Thank God, we are blessed to live in an age when Christians have long since repented of their past misdeeds. Christians and Jews today are best of friends in ways our ancestors could never have dreamed of. And so if the Chasam Sofer was willing to be inspired by Christian devotion, we most certainly must do what we can to strive to reach the levels of religious devotion of our Christian friends.
Which brings me back to 10,000 metres above the Pacific. If Christians know their Bible and we don’t, how must that look in the heavenly court? It’s time we reclaimed our heritage. The Tanach, or Written Torah, is the foundation of Judaism. And yet, so many of us aren’t even familiar with the basic storylines in the Bible. Across the globe, from South Korea to social media, the Talmud seems to be all the rage right now. But whatever happened to the Bible? Somehow, our key text got lost in all the excitement. The Talmud is certainly vital to Judaism. But the Bible is no less important.
We currently find ourselves in the midst of Sefirah – the period of counting up to the festival of Shavuot, when we celebrate the Giving of the Torah. Each day, we are called upon to prepare ourselves for the big event. What better way to prepare than to learn a little Tanach? Whether you’re learning it in-depth or simply reading through and anticipating gaining a deeper appreciation on the second or third time around, a mere five or ten minutes a day of Bible will be life-changing!

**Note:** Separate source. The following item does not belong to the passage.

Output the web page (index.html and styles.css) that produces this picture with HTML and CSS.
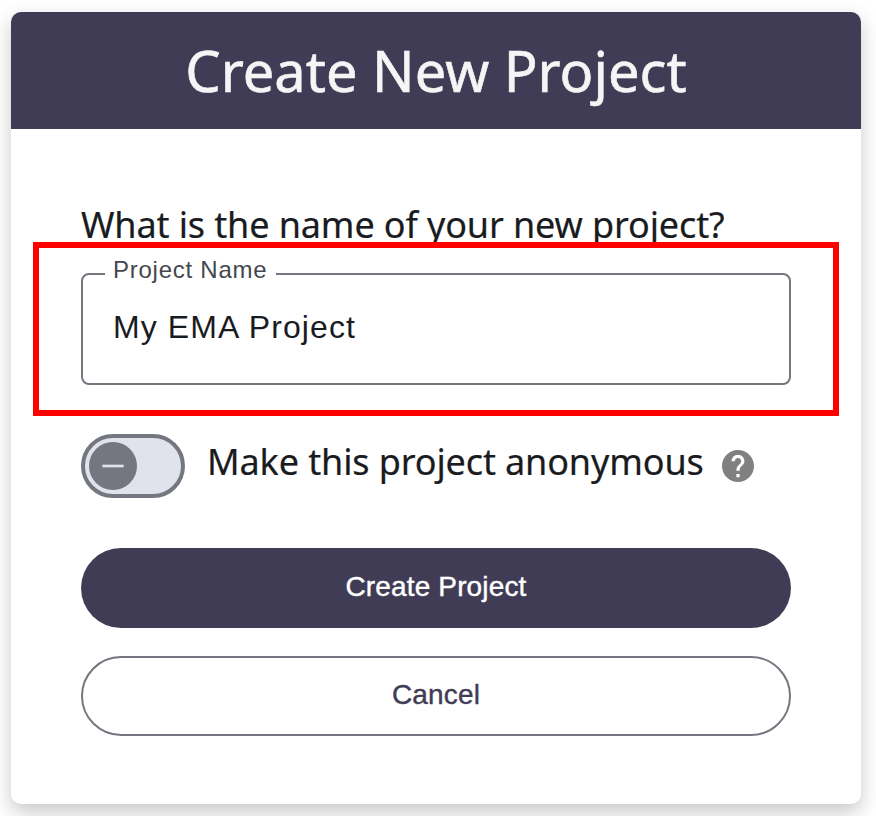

At our shul, Hampstead Garden Suburb Synagogue, we are aiming to complete the entire Tanach as a community initiative by Shavuot. If you’re part of the HGSS community, please sign up for a couple of chapters. If you’re part of another community, perhaps consider a similar initiative. It doesn’t need to happen over a period of seven weeks, a year is also an admirable congregational accomplishment. May the Bible become an essential part of your daily routine!